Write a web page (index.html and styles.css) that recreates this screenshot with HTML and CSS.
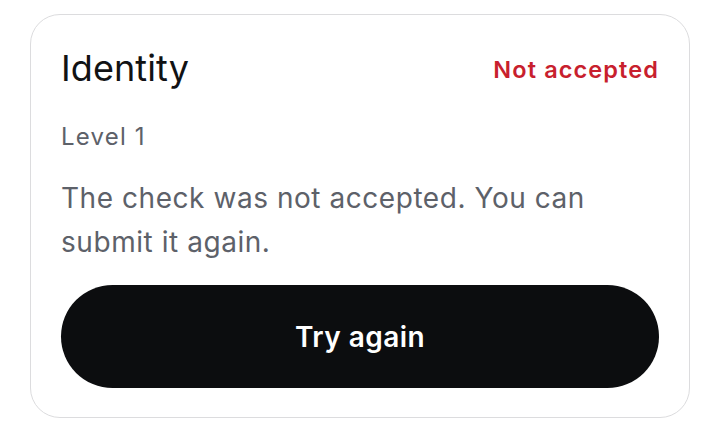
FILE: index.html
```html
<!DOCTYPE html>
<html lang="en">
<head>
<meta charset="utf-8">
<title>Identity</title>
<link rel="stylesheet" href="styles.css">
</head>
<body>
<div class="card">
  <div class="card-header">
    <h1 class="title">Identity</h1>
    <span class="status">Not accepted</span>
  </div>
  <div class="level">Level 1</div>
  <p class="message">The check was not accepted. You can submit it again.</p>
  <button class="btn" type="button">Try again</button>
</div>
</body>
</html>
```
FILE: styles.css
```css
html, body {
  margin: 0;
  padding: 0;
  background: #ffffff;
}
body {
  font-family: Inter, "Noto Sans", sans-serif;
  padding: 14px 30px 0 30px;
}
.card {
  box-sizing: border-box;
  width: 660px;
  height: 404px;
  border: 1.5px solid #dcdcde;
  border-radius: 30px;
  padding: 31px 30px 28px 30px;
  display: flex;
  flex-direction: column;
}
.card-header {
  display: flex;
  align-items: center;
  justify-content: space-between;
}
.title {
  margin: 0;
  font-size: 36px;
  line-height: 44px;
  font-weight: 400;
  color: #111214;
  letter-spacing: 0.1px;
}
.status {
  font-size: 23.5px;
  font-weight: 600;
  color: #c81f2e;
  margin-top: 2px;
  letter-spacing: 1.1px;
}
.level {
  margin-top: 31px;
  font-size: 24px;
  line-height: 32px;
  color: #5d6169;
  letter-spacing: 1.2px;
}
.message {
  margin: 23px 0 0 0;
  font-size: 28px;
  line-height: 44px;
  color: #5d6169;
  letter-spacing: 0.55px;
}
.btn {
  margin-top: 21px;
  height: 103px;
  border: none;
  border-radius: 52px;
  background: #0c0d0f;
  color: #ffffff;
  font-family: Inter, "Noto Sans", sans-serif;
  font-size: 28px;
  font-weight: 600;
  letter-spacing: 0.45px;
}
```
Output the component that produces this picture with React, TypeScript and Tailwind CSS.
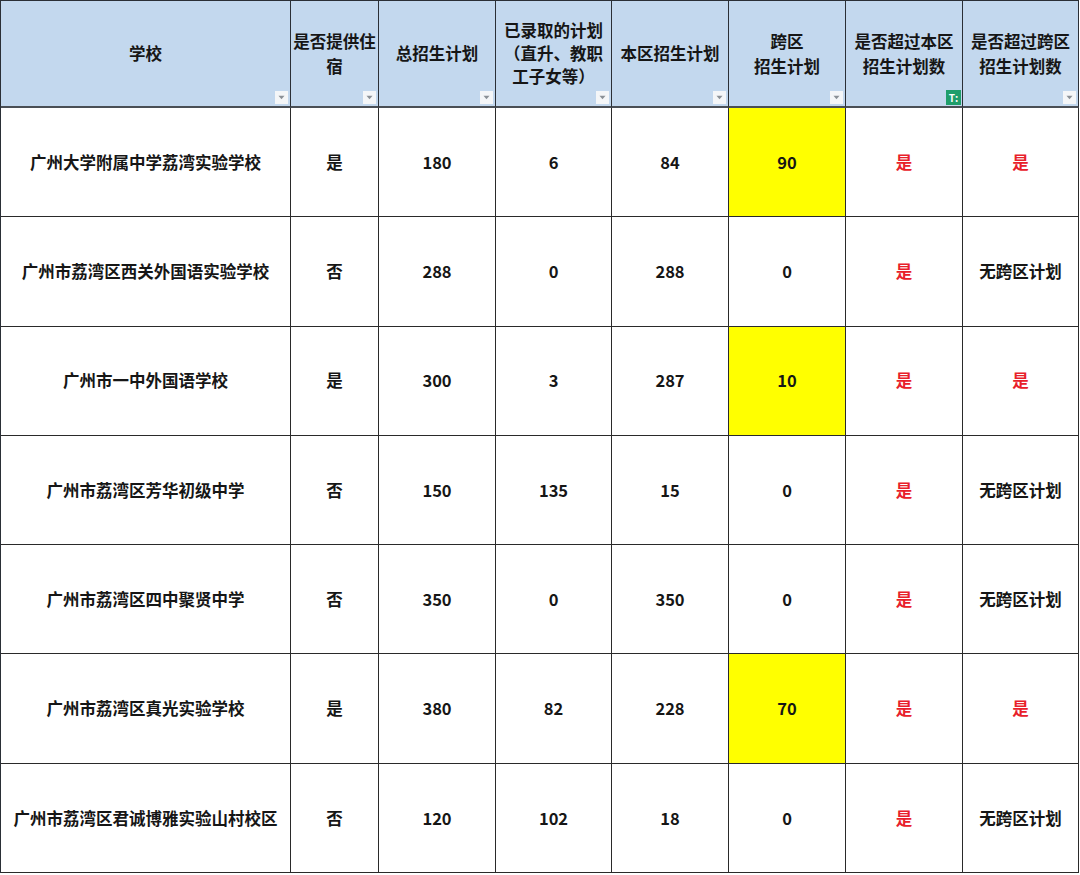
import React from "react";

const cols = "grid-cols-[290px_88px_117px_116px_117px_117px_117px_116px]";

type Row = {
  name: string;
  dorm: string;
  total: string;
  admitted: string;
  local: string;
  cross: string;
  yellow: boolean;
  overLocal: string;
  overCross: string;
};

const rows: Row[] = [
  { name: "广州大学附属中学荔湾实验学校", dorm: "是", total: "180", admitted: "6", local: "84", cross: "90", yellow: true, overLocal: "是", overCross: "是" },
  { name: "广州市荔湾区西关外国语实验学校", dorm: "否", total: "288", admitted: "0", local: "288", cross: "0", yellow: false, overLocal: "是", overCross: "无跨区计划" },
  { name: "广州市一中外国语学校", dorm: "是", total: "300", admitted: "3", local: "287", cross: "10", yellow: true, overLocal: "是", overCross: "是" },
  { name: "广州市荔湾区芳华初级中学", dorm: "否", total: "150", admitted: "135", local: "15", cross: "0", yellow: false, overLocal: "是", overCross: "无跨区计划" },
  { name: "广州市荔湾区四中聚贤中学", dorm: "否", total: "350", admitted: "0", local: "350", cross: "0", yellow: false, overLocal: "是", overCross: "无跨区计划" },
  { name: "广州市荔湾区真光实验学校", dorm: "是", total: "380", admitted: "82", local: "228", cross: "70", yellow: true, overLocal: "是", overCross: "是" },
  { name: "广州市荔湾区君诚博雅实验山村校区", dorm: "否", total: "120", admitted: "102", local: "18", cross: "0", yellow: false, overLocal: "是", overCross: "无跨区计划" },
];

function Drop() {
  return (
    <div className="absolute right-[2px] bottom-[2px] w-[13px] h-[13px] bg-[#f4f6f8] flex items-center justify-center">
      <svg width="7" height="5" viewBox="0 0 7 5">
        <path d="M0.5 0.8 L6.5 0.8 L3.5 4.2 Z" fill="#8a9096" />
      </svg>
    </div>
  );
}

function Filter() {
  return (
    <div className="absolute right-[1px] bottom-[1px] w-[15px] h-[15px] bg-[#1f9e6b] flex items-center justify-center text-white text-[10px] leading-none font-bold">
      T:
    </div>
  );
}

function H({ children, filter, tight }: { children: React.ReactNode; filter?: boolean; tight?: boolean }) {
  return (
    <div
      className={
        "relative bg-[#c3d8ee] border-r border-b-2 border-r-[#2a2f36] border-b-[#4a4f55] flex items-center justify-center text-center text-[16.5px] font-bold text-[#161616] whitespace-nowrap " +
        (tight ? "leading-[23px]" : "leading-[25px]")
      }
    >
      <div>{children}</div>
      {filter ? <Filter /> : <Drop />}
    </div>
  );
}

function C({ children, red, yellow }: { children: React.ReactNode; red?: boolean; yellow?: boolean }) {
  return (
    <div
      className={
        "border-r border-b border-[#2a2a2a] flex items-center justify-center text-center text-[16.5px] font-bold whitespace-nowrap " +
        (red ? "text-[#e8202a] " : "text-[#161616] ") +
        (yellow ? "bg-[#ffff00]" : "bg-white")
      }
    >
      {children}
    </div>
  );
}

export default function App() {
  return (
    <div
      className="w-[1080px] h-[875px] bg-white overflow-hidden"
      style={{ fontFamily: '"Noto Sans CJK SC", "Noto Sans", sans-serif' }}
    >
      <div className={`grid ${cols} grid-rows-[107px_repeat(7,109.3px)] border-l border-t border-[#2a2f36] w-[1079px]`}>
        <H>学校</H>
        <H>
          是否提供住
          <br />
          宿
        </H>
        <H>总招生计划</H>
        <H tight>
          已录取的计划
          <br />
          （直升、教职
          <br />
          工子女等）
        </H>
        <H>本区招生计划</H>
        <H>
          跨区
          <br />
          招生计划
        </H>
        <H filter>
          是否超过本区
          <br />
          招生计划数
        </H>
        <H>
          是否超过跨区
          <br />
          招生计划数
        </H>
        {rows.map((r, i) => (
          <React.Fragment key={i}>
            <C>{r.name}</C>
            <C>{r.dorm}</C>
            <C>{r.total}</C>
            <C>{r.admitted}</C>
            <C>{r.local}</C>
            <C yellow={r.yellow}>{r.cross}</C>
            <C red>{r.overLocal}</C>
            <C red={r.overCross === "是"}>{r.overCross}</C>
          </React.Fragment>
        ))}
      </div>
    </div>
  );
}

....

What to produce: Keep the pictures out and write out the records exactly.

Task solution:
Write a web page (index.html and styles.css) that recreates this screenshot with HTML and CSS.
FILE: index.html
```html
<!DOCTYPE html>
<html lang="en">
<head>
<meta charset="utf-8">
<title>Identity</title>
<link rel="stylesheet" href="styles.css">
</head>
<body>
<div class="card">
  <div class="card-header">
    <h1 class="title">Identity</h1>
    <span class="status">Not accepted</span>
  </div>
  <div class="level">Level 1</div>
  <p class="message">The check was not accepted. You can submit it again.</p>
  <button class="btn" type="button">Try again</button>
</div>
</body>
</html>
```
FILE: styles.css
```css
html, body {
  margin: 0;
  padding: 0;
  background: #ffffff;
}
body {
  font-family: Inter, "Noto Sans", sans-serif;
  padding: 14px 30px 0 30px;
}
.card {
  box-sizing: border-box;
  width: 660px;
  height: 404px;
  border: 1.5px solid #dcdcde;
  border-radius: 30px;
  padding: 31px 30px 28px 30px;
  display: flex;
  flex-direction: column;
}
.card-header {
  display: flex;
  align-items: center;
  justify-content: space-between;
}
.title {
  margin: 0;
  font-size: 36px;
  line-height: 44px;
  font-weight: 400;
  color: #111214;
  letter-spacing: 0.1px;
}
.status {
  font-size: 23.5px;
  font-weight: 600;
  color: #c81f2e;
  margin-top: 2px;
  letter-spacing: 1.1px;
}
.level {
  margin-top: 31px;
  font-size: 24px;
  line-height: 32px;
  color: #5d6169;
  letter-spacing: 1.2px;
}
.message {
  margin: 23px 0 0 0;
  font-size: 28px;
  line-height: 44px;
  color: #5d6169;
  letter-spacing: 0.55px;
}
.btn {
  margin-top: 21px;
  height: 103px;
  border: none;
  border-radius: 52px;
  background: #0c0d0f;
  color: #ffffff;
  font-family: Inter, "Noto Sans", sans-serif;
  font-size: 28px;
  font-weight: 600;
  letter-spacing: 0.45px;
}
```
Output the component that produces this picture with React, TypeScript and Tailwind CSS.
import React from "react";

const cols = "grid-cols-[290px_88px_117px_116px_117px_117px_117px_116px]";

type Row = {
  name: string;
  dorm: string;
  total: string;
  admitted: string;
  local: string;
  cross: string;
  yellow: boolean;
  overLocal: string;
  overCross: string;
};

const rows: Row[] = [
  { name: "广州大学附属中学荔湾实验学校", dorm: "是", total: "180", admitted: "6", local: "84", cross: "90", yellow: true, overLocal: "是", overCross: "是" },
  { name: "广州市荔湾区西关外国语实验学校", dorm: "否", total: "288", admitted: "0", local: "288", cross: "0", yellow: false, overLocal: "是", overCross: "无跨区计划" },
  { name: "广州市一中外国语学校", dorm: "是", total: "300", admitted: "3", local: "287", cross: "10", yellow: true, overLocal: "是", overCross: "是" },
  { name: "广州市荔湾区芳华初级中学", dorm: "否", total: "150", admitted: "135", local: "15", cross: "0", yellow: false, overLocal: "是", overCross: "无跨区计划" },
  { name: "广州市荔湾区四中聚贤中学", dorm: "否", total: "350", admitted: "0", local: "350", cross: "0", yellow: false, overLocal: "是", overCross: "无跨区计划" },
  { name: "广州市荔湾区真光实验学校", dorm: "是", total: "380", admitted: "82", local: "228", cross: "70", yellow: true, overLocal: "是", overCross: "是" },
  { name: "广州市荔湾区君诚博雅实验山村校区", dorm: "否", total: "120", admitted: "102", local: "18", cross: "0", yellow: false, overLocal: "是", overCross: "无跨区计划" },
];

function Drop() {
  return (
    <div className="absolute right-[2px] bottom-[2px] w-[13px] h-[13px] bg-[#f4f6f8] flex items-center justify-center">
      <svg width="7" height="5" viewBox="0 0 7 5">
        <path d="M0.5 0.8 L6.5 0.8 L3.5 4.2 Z" fill="#8a9096" />
      </svg>
    </div>
  );
}

function Filter() {
  return (
    <div className="absolute right-[1px] bottom-[1px] w-[15px] h-[15px] bg-[#1f9e6b] flex items-center justify-center text-white text-[10px] leading-none font-bold">
      T:
    </div>
  );
}

function H({ children, filter, tight }: { children: React.ReactNode; filter?: boolean; tight?: boolean }) {
  return (
    <div
      className={
        "relative bg-[#c3d8ee] border-r border-b-2 border-r-[#2a2f36] border-b-[#4a4f55] flex items-center justify-center text-center text-[16.5px] font-bold text-[#161616] whitespace-nowrap " +
        (tight ? "leading-[23px]" : "leading-[25px]")
      }
    >
      <div>{children}</div>
      {filter ? <Filter /> : <Drop />}
    </div>
  );
}

function C({ children, red, yellow }: { children: React.ReactNode; red?: boolean; yellow?: boolean }) {
  return (
    <div
      className={
        "border-r border-b border-[#2a2a2a] flex items-center justify-center text-center text-[16.5px] font-bold whitespace-nowrap " +
        (red ? "text-[#e8202a] " : "text-[#161616] ") +
        (yellow ? "bg-[#ffff00]" : "bg-white")
      }
    >
      {children}
    </div>
  );
}

export default function App() {
  return (
    <div
      className="w-[1080px] h-[875px] bg-white overflow-hidden"
      style={{ fontFamily: '"Noto Sans CJK SC", "Noto Sans", sans-serif' }}
    >
      <div className={`grid ${cols} grid-rows-[107px_repeat(7,109.3px)] border-l border-t border-[#2a2f36] w-[1079px]`}>
        <H>学校</H>
        <H>
          是否提供住
          <br />
          宿
        </H>
        <H>总招生计划</H>
        <H tight>
          已录取的计划
          <br />
          （直升、教职
          <br />
          工子女等）
        </H>
        <H>本区招生计划</H>
        <H>
          跨区
          <br />
          招生计划
        </H>
        <H filter>
          是否超过本区
          <br />
          招生计划数
        </H>
        <H>
          是否超过跨区
          <br />
          招生计划数
        </H>
        {rows.map((r, i) => (
          <React.Fragment key={i}>
            <C>{r.name}</C>
            <C>{r.dorm}</C>
            <C>{r.total}</C>
            <C>{r.admitted}</C>
            <C>{r.local}</C>
            <C yellow={r.yellow}>{r.cross}</C>
            <C red>{r.overLocal}</C>
            <C red={r.overCross === "是"}>{r.overCross}</C>
          </React.Fragment>
        ))}
      </div>
    </div>
  );
}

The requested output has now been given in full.